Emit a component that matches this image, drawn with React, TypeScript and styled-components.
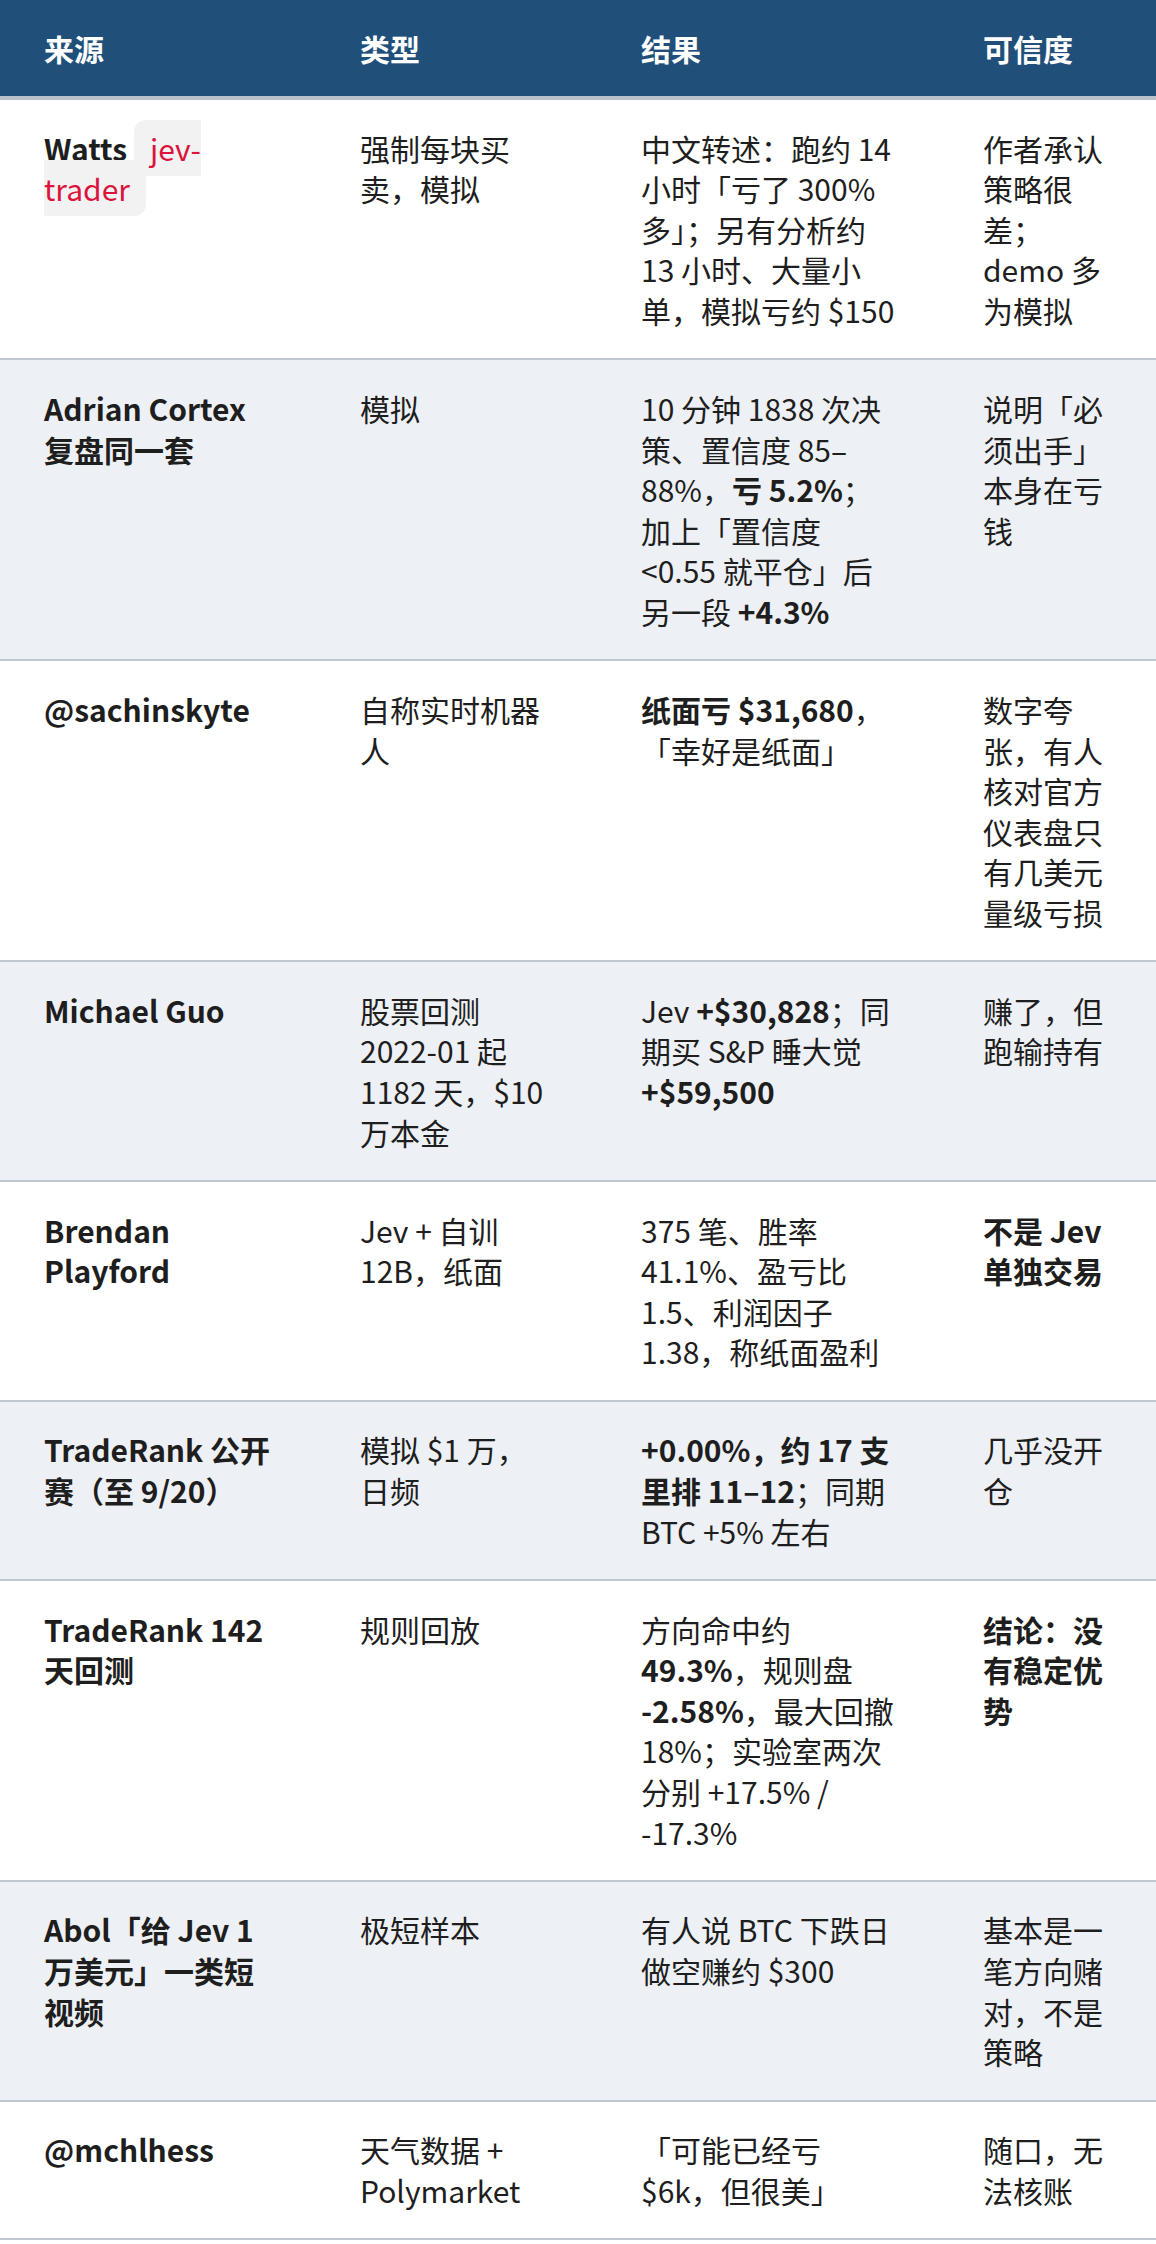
import React from 'react';
import styled, { createGlobalStyle } from 'styled-components';

const GlobalStyle = createGlobalStyle`
    html, body {
        margin: 0;
        padding: 0;
        background: #fff;
    }
    body {
        font-family: 'Noto Sans CJK SC', 'Noto Sans', sans-serif;
        color: #1e1e1e;
    }
`;

const Table = styled.table`
    width: 1156px;
    table-layout: fixed;
    border-collapse: collapse;
    border-spacing: 0;
    font-size: 30px;
    line-height: 40.6px;
`;

const Col = styled.col<{ $w: number }>`
    width: ${(p) => p.$w}px;
`;

const HeadCell = styled.th`
    background: #204f7a;
    color: #fff;
    font-weight: 700;
    text-align: left;
    padding: 27.7px 44px;
    border-bottom: 4px solid #b9c1cb;
`;

const BodyRow = styled.tr<{ $alt: boolean }>`
    background: ${(p) => (p.$alt ? '#edf0f4' : '#fff')};
    border-bottom: 2px solid #c1c7d0;
`;

const Cell = styled.td`
    vertical-align: top;
    text-align: left;
    padding: 27.7px 44px;
    font-weight: 400;
`;

const SourceCell = styled(Cell)`
    font-weight: 700;
`;

const B = styled.strong`
    font-weight: 700;
`;

const Code = styled.code`
    font-family: inherit;
    font-weight: 400;
    color: #dc143c;
    background: #f2f2f2;
    padding: 6px 16px;
    border-radius: 12px;
`;

type Row = {
    source: React.ReactNode;
    kind: React.ReactNode;
    result: React.ReactNode;
    trust: React.ReactNode;
};

const rows: Row[] = [
    {
        source: (
            <>
                Watts <Code>jev-trader</Code>
            </>
        ),
        kind: '强制每块买卖，模拟',
        result: '中文转述：跑约 14 小时「亏了 300% 多」；另有分析约 13 小时、大量小单，模拟亏约 $150',
        trust: '作者承认策略很差；demo 多为模拟',
    },
    {
        source: 'Adrian Cortex 复盘同一套',
        kind: '模拟',
        result: (
            <>
                10 分钟 1838 次决策、置信度 85–88%，<B>亏 5.2%</B>；加上「置信度 &lt;0.55 就平仓」后另一段{' '}
                <B>+4.3%</B>
            </>
        ),
        trust: '说明「必须出手」本身在亏钱',
    },
    {
        source: '@sachinskyte',
        kind: '自称实时机器人',
        result: (
            <>
                <B>纸面亏 $31,680</B>，「幸好是纸面」
            </>
        ),
        trust: '数字夸张，有人核对官方仪表盘只有几美元量级亏损',
    },
    {
        source: 'Michael Guo',
        kind: '股票回测 2022-01 起 1182 天，$10 万本金',
        result: (
            <>
                Jev <B>+$30,828</B>；同期买 S&amp;P 睡大觉 <B>+$59,500</B>
            </>
        ),
        trust: '赚了，但跑输持有',
    },
    {
        source: 'Brendan Playford',
        kind: 'Jev + 自训 12B，纸面',
        result: '375 笔、胜率 41.1%、盈亏比 1.5、利润因子 1.38，称纸面盈利',
        trust: <B>不是 Jev 单独交易</B>,
    },
    {
        source: 'TradeRank 公开赛（至 9/20）',
        kind: '模拟 $1 万，日频',
        result: (
            <>
                <B>+0.00%，约 17 支里排 11–12</B>；同期 BTC +5% 左右
            </>
        ),
        trust: '几乎没开仓',
    },
    {
        source: 'TradeRank 142 天回测',
        kind: '规则回放',
        result: (
            <>
                方向命中约 <B>49.3%</B>，规则盘 <B>-2.58%</B>，最大回撤 18%；实验室两次分别 +17.5% / -17.3%
            </>
        ),
        trust: <B>结论：没有稳定优势</B>,
    },
    {
        source: 'Abol「给 Jev 1 万美元」一类短视频',
        kind: '极短样本',
        result: '有人说 BTC 下跌日做空赚约 $300',
        trust: '基本是一笔方向赌对，不是策略',
    },
    {
        source: '@mchlhess',
        kind: '天气数据 + Polymarket',
        result: '「可能已经亏 $6k，但很美」',
        trust: '随口，无法核账',
    },
];

export default function App() {
    return (
        <>
            <GlobalStyle />
            <Table>
                <colgroup>
                    <Col $w={316} />
                    <Col $w={281} />
                    <Col $w={342} />
                    <Col $w={217} />
                </colgroup>
                <thead>
                    <tr>
                        <HeadCell>来源</HeadCell>
                        <HeadCell>类型</HeadCell>
                        <HeadCell>结果</HeadCell>
                        <HeadCell>可信度</HeadCell>
                    </tr>
                </thead>
                <tbody>
                    {rows.map((r, i) => (
                        <BodyRow key={i} $alt={i % 2 === 1}>
                            <SourceCell>{r.source}</SourceCell>
                            <Cell>{r.kind}</Cell>
                            <Cell>{r.result}</Cell>
                            <Cell>{r.trust}</Cell>
                        </BodyRow>
                    ))}
                </tbody>
            </Table>
        </>
    );
}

Requirements
Retype each line of the listing above word for word. Exclude the pictures.

Answer
Emit a component that matches this image, drawn with React, TypeScript and styled-components.
import React from 'react';
import styled, { createGlobalStyle } from 'styled-components';

const GlobalStyle = createGlobalStyle`
    html, body {
        margin: 0;
        padding: 0;
        background: #fff;
    }
    body {
        font-family: 'Noto Sans CJK SC', 'Noto Sans', sans-serif;
        color: #1e1e1e;
    }
`;

const Table = styled.table`
    width: 1156px;
    table-layout: fixed;
    border-collapse: collapse;
    border-spacing: 0;
    font-size: 30px;
    line-height: 40.6px;
`;

const Col = styled.col<{ $w: number }>`
    width: ${(p) => p.$w}px;
`;

const HeadCell = styled.th`
    background: #204f7a;
    color: #fff;
    font-weight: 700;
    text-align: left;
    padding: 27.7px 44px;
    border-bottom: 4px solid #b9c1cb;
`;

const BodyRow = styled.tr<{ $alt: boolean }>`
    background: ${(p) => (p.$alt ? '#edf0f4' : '#fff')};
    border-bottom: 2px solid #c1c7d0;
`;

const Cell = styled.td`
    vertical-align: top;
    text-align: left;
    padding: 27.7px 44px;
    font-weight: 400;
`;

const SourceCell = styled(Cell)`
    font-weight: 700;
`;

const B = styled.strong`
    font-weight: 700;
`;

const Code = styled.code`
    font-family: inherit;
    font-weight: 400;
    color: #dc143c;
    background: #f2f2f2;
    padding: 6px 16px;
    border-radius: 12px;
`;

type Row = {
    source: React.ReactNode;
    kind: React.ReactNode;
    result: React.ReactNode;
    trust: React.ReactNode;
};

const rows: Row[] = [
    {
        source: (
            <>
                Watts <Code>jev-trader</Code>
            </>
        ),
        kind: '强制每块买卖，模拟',
        result: '中文转述：跑约 14 小时「亏了 300% 多」；另有分析约 13 小时、大量小单，模拟亏约 $150',
        trust: '作者承认策略很差；demo 多为模拟',
    },
    {
        source: 'Adrian Cortex 复盘同一套',
        kind: '模拟',
        result: (
            <>
                10 分钟 1838 次决策、置信度 85–88%，<B>亏 5.2%</B>；加上「置信度 &lt;0.55 就平仓」后另一段{' '}
                <B>+4.3%</B>
            </>
        ),
        trust: '说明「必须出手」本身在亏钱',
    },
    {
        source: '@sachinskyte',
        kind: '自称实时机器人',
        result: (
            <>
                <B>纸面亏 $31,680</B>，「幸好是纸面」
            </>
        ),
        trust: '数字夸张，有人核对官方仪表盘只有几美元量级亏损',
    },
    {
        source: 'Michael Guo',
        kind: '股票回测 2022-01 起 1182 天，$10 万本金',
        result: (
            <>
                Jev <B>+$30,828</B>；同期买 S&amp;P 睡大觉 <B>+$59,500</B>
            </>
        ),
        trust: '赚了，但跑输持有',
    },
    {
        source: 'Brendan Playford',
        kind: 'Jev + 自训 12B，纸面',
        result: '375 笔、胜率 41.1%、盈亏比 1.5、利润因子 1.38，称纸面盈利',
        trust: <B>不是 Jev 单独交易</B>,
    },
    {
        source: 'TradeRank 公开赛（至 9/20）',
        kind: '模拟 $1 万，日频',
        result: (
            <>
                <B>+0.00%，约 17 支里排 11–12</B>；同期 BTC +5% 左右
            </>
        ),
        trust: '几乎没开仓',
    },
    {
        source: 'TradeRank 142 天回测',
        kind: '规则回放',
        result: (
            <>
                方向命中约 <B>49.3%</B>，规则盘 <B>-2.58%</B>，最大回撤 18%；实验室两次分别 +17.5% / -17.3%
            </>
        ),
        trust: <B>结论：没有稳定优势</B>,
    },
    {
        source: 'Abol「给 Jev 1 万美元」一类短视频',
        kind: '极短样本',
        result: '有人说 BTC 下跌日做空赚约 $300',
        trust: '基本是一笔方向赌对，不是策略',
    },
    {
        source: '@mchlhess',
        kind: '天气数据 + Polymarket',
        result: '「可能已经亏 $6k，但很美」',
        trust: '随口，无法核账',
    },
];

export default function App() {
    return (
        <>
            <GlobalStyle />
            <Table>
                <colgroup>
                    <Col $w={316} />
                    <Col $w={281} />
                    <Col $w={342} />
                    <Col $w={217} />
                </colgroup>
                <thead>
                    <tr>
                        <HeadCell>来源</HeadCell>
                        <HeadCell>类型</HeadCell>
                        <HeadCell>结果</HeadCell>
                        <HeadCell>可信度</HeadCell>
                    </tr>
                </thead>
                <tbody>
                    {rows.map((r, i) => (
                        <BodyRow key={i} $alt={i % 2 === 1}>
                            <SourceCell>{r.source}</SourceCell>
                            <Cell>{r.kind}</Cell>
                            <Cell>{r.result}</Cell>
                            <Cell>{r.trust}</Cell>
                        </BodyRow>
                    ))}
                </tbody>
            </Table>
        </>
    );
}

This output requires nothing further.